Work out how many lines of the listing hold the string "React", then answer with that number and nothing else.

[Start PROVIDED MATERIAL]

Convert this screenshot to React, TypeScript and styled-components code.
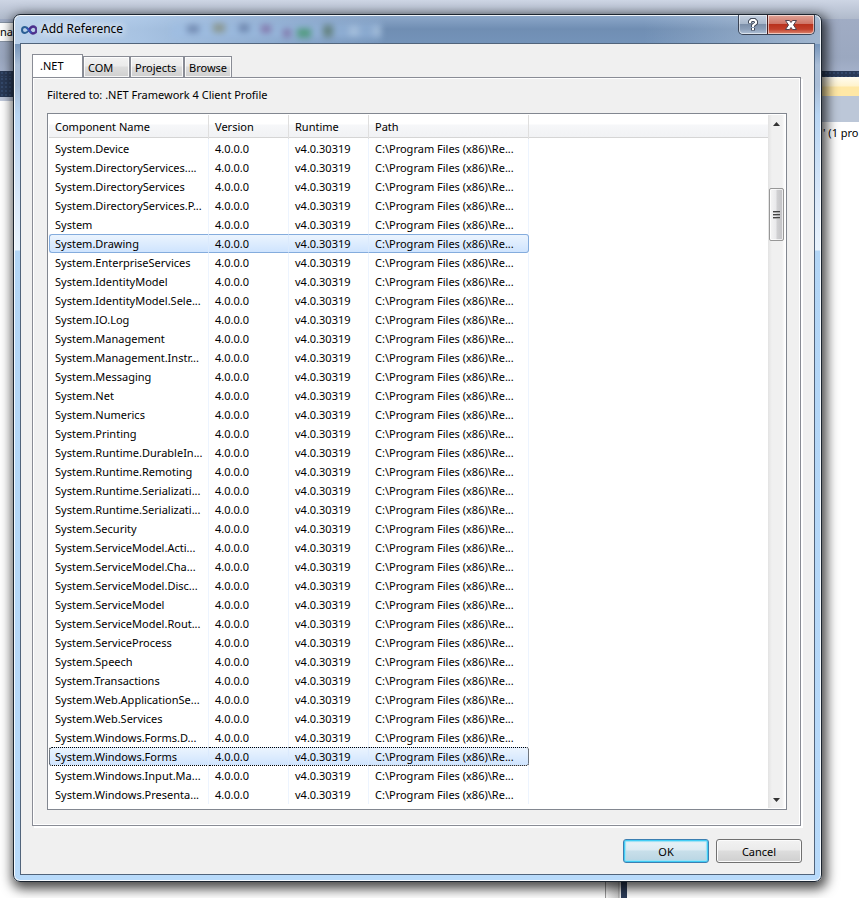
import React from "react";
import styled, { createGlobalStyle, css } from "styled-components";

const Global = createGlobalStyle`
  * { box-sizing: border-box; }
  body { margin: 0; font: 11px/19px "Noto Sans", "Open Sans", sans-serif; color: #000; background: #fff; }
  button, th { font: inherit; color: inherit; }
`;

const Desktop = styled.div`
  display: grid;
  grid-template-columns: minmax(0, 1fr);
  min-height: 100vh;
  overflow: hidden;
`;

const Ide = styled.div`
  grid-area: 1 / 1;
  display: flex;
  flex-direction: column;
`;

const MenuStrip = styled.div`
  height: 19px;
  background: linear-gradient(#cdd5e4, #b0bacb);
`;

const ToolStrip = styled.div`
  display: flex;
  align-items: flex-start;
  height: 52px;
  background: linear-gradient(#a0acc4, #9ba8c0 75%, #a3b0c9);
`;

const ToolBox = styled.div`
  width: 60px;
  height: 20px;
  margin-top: 3px;
  border: 1px solid #8591a2;
  border-left: 0;
  background: #fdfdfd;
  line-height: 18px;
`;

const Dark = styled.div`
  height: 6px;
  background: radial-gradient(#34496b 1px, #293955 1px) 0 0 / 4px 4px;
`;

const Body = styled.div`
  flex: 1;
  display: flex;
`;

const Editor = styled.div`
  width: 30px;
`;

const EditorWell = styled.div`
  height: 24px;
  background: radial-gradient(#34496b 1px, #293955 1px) 0 0 / 4px 4px;
  border-bottom: 4px solid #bfc8da;
`;

const Splitter = styled.div`
  align-self: flex-end;
  width: 22px;
  height: 24px;
  margin-left: 575px;
  border-right: 6px solid #2b3b58;
  background: linear-gradient(90deg, #999 1px, #f4f4f4 1px 3px, #eee 3px, #ccc 13px, #999 14px, #eee 15px);
`;

const Explorer = styled.div`
  flex: 0 0 72px;
  margin-left: auto;
`;

const ExplorerTitle = styled.div`
  height: 19px;
  background: linear-gradient(#fffcf0, #fff3cd 9px, #ffe8a6 10px);
`;

const ExplorerTools = styled.div`
  height: 26px;
  background: #bcc7d8;
`;

const ExplorerText = styled.p`
  margin: 1px 0 0 36px;
  white-space: nowrap;
`;

const Dialog = styled.section`
  grid-area: 1 / 1;
  align-self: start;
  z-index: 1;
  display: flex;
  flex-direction: column;
  margin: 14px 37px 16px 13px;
  padding: 0 6px 6px;
  border: 1px solid #1c2530;
  border-radius: 7px;
  background:
    linear-gradient(90deg, rgba(205, 225, 247, 0.8), rgba(190, 216, 245, 0.7) 16%, rgba(165, 192, 226, 0.5) 32%, rgba(112, 143, 180, 0) 46%, rgba(112, 143, 180, 0) 78%, rgba(190, 205, 222, 0.6)) 0 0 / 100% 29px no-repeat,
    linear-gradient(#8ea9cb 0, #708eb3 14px, #7493b9 28px, #a9bdd6 50px, #a9bdd6 70px, #b9d6f3 100px, #dceafa 190px, #e8f3fd 235px, #b3d6f6 236px, #b8dafa 100%);
  box-shadow: inset 0 0 0 1px rgba(255, 255, 255, 0.85), 2px 4px 12px 3px rgba(0, 0, 0, 0.7);
`;

const TitleBar = styled.header`
  display: flex;
  align-items: flex-start;
  height: 28px;
  padding-left: 1px;
`;

const Title = styled.h1`
  margin: 4px 0 0 4px;
  font-size: 12px;
  font-weight: 400;
  line-height: 20px;
  text-shadow: 0 0 8px #fff, 0 0 8px #fff;
`;

const Glass = styled.svg`
  width: 220px;
  height: 20px;
  margin: 6px auto 0 48px;
  filter: blur(3px);
  opacity: 0.5;
`;

const Logo = styled.svg`
  width: 16px;
  height: 10px;
  margin-top: 10px;
`;

const Captions = styled.div`
  display: flex;
  border: 1px solid #3b4557;
  border-top: 0;
  border-radius: 0 0 5px 5px;
  overflow: hidden;
`;

const Caption = styled.button<{ $close?: boolean }>`
  display: grid;
  place-items: center;
  width: ${(p) => (p.$close ? 47 : 28)}px;
  height: 19px;
  padding: 0;
  border: 0;
  border-left: ${(p) => (p.$close ? "1px solid #4a1d1d" : "0")};
  border-radius: ${(p) => (p.$close ? "0 0 4px 0" : "0 0 0 4px")};
  background: ${(p) =>
    p.$close
      ? "linear-gradient(#e0a397, #cf7668 45%, #b9321d 50%, #c2402b 75%, #dd8a73)"
      : "linear-gradient(#c5d0e0, #a9b8cc 45%, #7d90aa 50%, #8c9fb9 75%, #b2c3d8)"};
  box-shadow: inset 0 0 0 1px rgba(255, 255, 255, 0.55);
`;

const Client = styled.div`
  display: flex;
  flex-direction: column;
  padding: 10px 13px 11px 11px;
  border: 1px solid #51647b;
  background: #f0f0f0;
`;

const Tabs = styled.div`
  display: flex;
  align-items: flex-end;
  font-size: 12px;
`;

const Tab = styled.button<{ $active?: boolean; $width: number }>`
  width: ${(p) => p.$width}px;
  height: 21px;
  padding: 0 0 0 4px;
  border: 1px solid #898c95;
  border-bottom: 0;
  background: linear-gradient(#f2f2f2, #ebebeb 45%, #ddd 50%, #cfcfcf);
  box-shadow: inset 0 0 0 1px rgba(255, 255, 255, 0.8);
  font-size: 11px;
  text-align: left;
  white-space: nowrap;
  ${(p) =>
    p.$active &&
    css`
      height: 24px;
      margin-bottom: -1px;
      padding: 0 0 3px 7px;
      background: #fff;
    `}
`;

const TabPage = styled.div`
  padding: 7px 13px 15px 14px;
  border: 1px solid #898c95;
  background: #f0f0f0;
  box-shadow: inset 0 0 0 1px #fff, 2px 2px 0 #fff;
`;

const Filter = styled.p`
  margin: 0 0 9px;
`;

const ListBox = styled.div`
  display: flex;
  justify-content: space-between;
  padding: 1px;
  border: 1px solid #828790;
  background: #fff;
`;

const ListArea = styled.div`
  flex: 1;
  min-width: 0;
  padding-bottom: 4px;
  background: linear-gradient(#fff 0 9px, #f6f7f9 10px, #f1f2f4 22px, #d5d5d5 22px 23px, transparent 23px) 0 0 / 100% 24px no-repeat;
`;

const Table = styled.table`
  width: 480px;
  table-layout: fixed;
  border-collapse: separate;
  border-spacing: 0;
`;

const Head = styled.th<{ $width: number }>`
  width: ${(p) => p.$width}px;
  height: 24px;
  padding: 0 0 1px 6px;
  border-right: 1px solid #dfdfdf;
  text-align: left;
  white-space: nowrap;
`;

const Cell = styled.td`
  height: 19px;
  padding: 0 0 0 6px;
  border-right: 1px solid #edf4fe;
  line-height: 17px;
  white-space: nowrap;
  overflow: hidden;
`;

const edge = (state: string) => (state === "focused" ? "1px dotted #000" : "1px solid #84acdd");

const Row = styled.tr<{ $state?: "selected" | "focused" }>`
  ${(p) =>
    p.$state &&
    css`
      ${Cell} {
        background: linear-gradient(#ebf4fe, #cfe4fe);
        border-top: ${edge(p.$state)};
        border-bottom: ${edge(p.$state)};
        border-right-color: #dbeafd;
      }
      ${Cell}:first-child {
        padding-left: 5px;
        border-left: ${edge(p.$state)};
        border-radius: 3px 0 0 3px;
      }
      ${Cell}:last-child {
        border-right: ${edge(p.$state)};
        border-radius: 0 3px 3px 0;
      }
    `}
`;

const ScrollBar = styled.div`
  display: flex;
  flex-direction: column;
  width: 17px;
  background: linear-gradient(90deg, #e3e3e3, #f0f0f0 4px, #f0f0f0 14px, #fff);
`;

const Arrow = styled.button`
  display: grid;
  place-items: center;
  height: 17px;
  padding: 0;
  border: 0;
  background: none;
`;

const Track = styled.div`
  flex: 1;
  padding: 56px 1px 0;
`;

const Thumb = styled.div`
  display: grid;
  place-items: center;
  height: 53px;
  border: 1px solid #979797;
  border-radius: 2px;
  background: linear-gradient(90deg, #f5f5f5, #e9e9eb 45%, #d0d0d2 55%, #c1c1c4);
  box-shadow: inset 0 0 0 1px rgba(255, 255, 255, 0.7);
`;

const Actions = styled.footer`
  display: flex;
  justify-content: flex-end;
  gap: 7px;
  margin: 13px -1px 0 0;
`;

const PushButton = styled.button<{ $primary?: boolean }>`
  width: 86px;
  height: 24px;
  padding: 0;
  border: 1px solid ${(p) => (p.$primary ? "#3c7fb1" : "#707070")};
  border-radius: 3px;
  background: ${(p) =>
    p.$primary
      ? "linear-gradient(#eaf3f8, #dcebf3 45%, #c8dfea 50%, #b9d5e3)"
      : "linear-gradient(#f2f2f2, #ebebeb 45%, #ddd 50%, #cfcfcf)"};
  box-shadow: ${(p) => (p.$primary ? "inset 0 0 0 1px #41cdf5, inset 0 0 1px 2px #9be0f4" : "inset 0 0 0 1px #fbfbfb")};
`;

const PATH = "C:\\Program Files (x86)\\Re...";

const components = [
  "System.Device",
  "System.DirectoryServices....",
  "System.DirectoryServices",
  "System.DirectoryServices.P...",
  "System",
  "System.Drawing",
  "System.EnterpriseServices",
  "System.IdentityModel",
  "System.IdentityModel.Sele...",
  "System.IO.Log",
  "System.Management",
  "System.Management.Instr...",
  "System.Messaging",
  "System.Net",
  "System.Numerics",
  "System.Printing",
  "System.Runtime.DurableIn...",
  "System.Runtime.Remoting",
  "System.Runtime.Serializati...",
  "System.Runtime.Serializati...",
  "System.Security",
  "System.ServiceModel.Acti...",
  "System.ServiceModel.Cha...",
  "System.ServiceModel.Disc...",
  "System.ServiceModel",
  "System.ServiceModel.Rout...",
  "System.ServiceProcess",
  "System.Speech",
  "System.Transactions",
  "System.Web.ApplicationSe...",
  "System.Web.Services",
  "System.Windows.Forms.D...",
  "System.Windows.Forms",
  "System.Windows.Input.Ma...",
  "System.Windows.Presenta...",
];

const rowState = (name: string) =>
  name === "System.Drawing" ? "selected" : name === "System.Windows.Forms" ? "focused" : undefined;

export default function App() {
  return (
    <>
      <Global />
      <Desktop>
        <Ide>
          <MenuStrip />
          <ToolStrip><ToolBox>nag</ToolBox></ToolStrip>
          <Dark />
          <Body>
            <Editor><EditorWell /></Editor>
            <Splitter />
            <Explorer>
              <ExplorerTitle />
              <ExplorerTools />
              <ExplorerText>' (1 pro</ExplorerText>
            </Explorer>
          </Body>
        </Ide>
        <Dialog role="dialog" aria-labelledby="title">
          <TitleBar>
            <Logo viewBox="0 0 16 10" fill="none" aria-hidden="true">
              <path d="M8 5C6.500 3 5.500 2 4 2a3 3 0 0 0 0 6c1.500 0 2.500-1 4-3" stroke="#2b5f94" strokeWidth="2" />
              <path d="M8 5c1.500-2.500 2.500-3.500 4-3.500a3.500 3.500 0 0 1 0 7C10.500 8.500 9.500 7 8 5" stroke="#4b2d8c" strokeWidth="2.500" />
              <path d="M5.500 2.800C7 4 9 7 10.500 7.800" stroke="#35b" strokeWidth="1.500" />
            </Logo>
            <Title id="title">Add Reference</Title>
            <Glass viewBox="0 0 220 20" aria-hidden="true">
              <path d="M0 10h210" stroke="#9fc0e6" strokeWidth="16" />
              <path d="M16 8h12M68 7h10" stroke="#4b5f8c" strokeWidth="8" />
              <path d="M42 7h12" stroke="#7f7d4e" strokeWidth="9" />
              <path d="M90 8h10M112 12h8" stroke="#7b4b8e" strokeWidth="8" />
              <path d="M126 12h14" stroke="#1f9438" strokeWidth="9" />
              <path d="M152 10h10" stroke="#4c6b45" strokeWidth="12" />
              <path d="M178 10h10M202 10h8" stroke="#cfe5fb" strokeWidth="10" />
            </Glass>
            <Captions>
              <Caption aria-label="Help">
                <svg width="10" height="14" viewBox="0 0 10 14" fill="none" aria-hidden="true">
                  <path d="M2 5.500V3.500L3.500 2h3L8 3.500V5L5 7.500V9M5 10v2.500" stroke="#444c5c" strokeWidth="4" />
                  <path d="M2 5V3.500L3.500 2h3L8 3.500V5L5 7.500V9M5 10v2" stroke="#fff" strokeWidth="2" />
                </svg>
              </Caption>
              <Caption $close aria-label="Close">
                <svg width="14" height="12" viewBox="0 0 14 12" aria-hidden="true">
                  <path d="M1.500 1.500h4L7 3.500l1.500-2h4L9.500 6l3 4.500h-4L7 8.500l-1.500 2h-4L4.500 6z" fill="#fff" stroke="#53454f" />
                </svg>
              </Caption>
            </Captions>
          </TitleBar>
          <Client>
            <Tabs role="tablist">
              <Tab role="tab" aria-selected $active $width={51}>.NET</Tab>
              <Tab role="tab" $width={47}>COM</Tab>
              <Tab role="tab" $width={54}>Projects</Tab>
              <Tab role="tab" $width={48}>Browse</Tab>
            </Tabs>
            <TabPage role="tabpanel">
              <Filter>Filtered to: .NET Framework 4 Client Profile</Filter>
              <ListBox>
                <ListArea>
                  <Table>
                    <thead>
                      <tr>
                        <Head $width={160}>Component Name</Head>
                        <Head $width={80}>Version</Head>
                        <Head $width={80}>Runtime</Head>
                        <Head $width={160}>Path</Head>
                      </tr>
                    </thead>
                    <tbody>
                      {components.map((name, i) => (
                        <Row key={i} $state={rowState(name)}>
                          <Cell>{name}</Cell>
                          <Cell>4.0.0.0</Cell>
                          <Cell>v4.0.30319</Cell>
                          <Cell>{PATH}</Cell>
                        </Row>
                      ))}
                    </tbody>
                  </Table>
                </ListArea>
                <ScrollBar>
                  <Arrow aria-label="Scroll up">
                    <svg width="7" height="4" aria-hidden="true"><path d="M3.500 0L7 4H0z" fill="#333" /></svg>
                  </Arrow>
                  <Track>
                    <Thumb>
                      <svg width="7" height="8" aria-hidden="true"><path d="M0 .5h7M0 3.500h7M0 6.500h7" stroke="#444" /><path d="M0 1.500h7M0 4.500h7M0 7.500h7" stroke="#aaa" /></svg>
                    </Thumb>
                  </Track>
                  <Arrow aria-label="Scroll down">
                    <svg width="7" height="4" aria-hidden="true"><path d="M0 0h7L3.500 4z" fill="#333" /></svg>
                  </Arrow>
                </ScrollBar>
              </ListBox>
            </TabPage>
            <Actions>
              <PushButton $primary>OK</PushButton>
              <PushButton>Cancel</PushButton>
            </Actions>
          </Client>
        </Dialog>
      </Desktop>
    </>
  );
}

[End PROVIDED MATERIAL]

__RESULT BELOW__. 2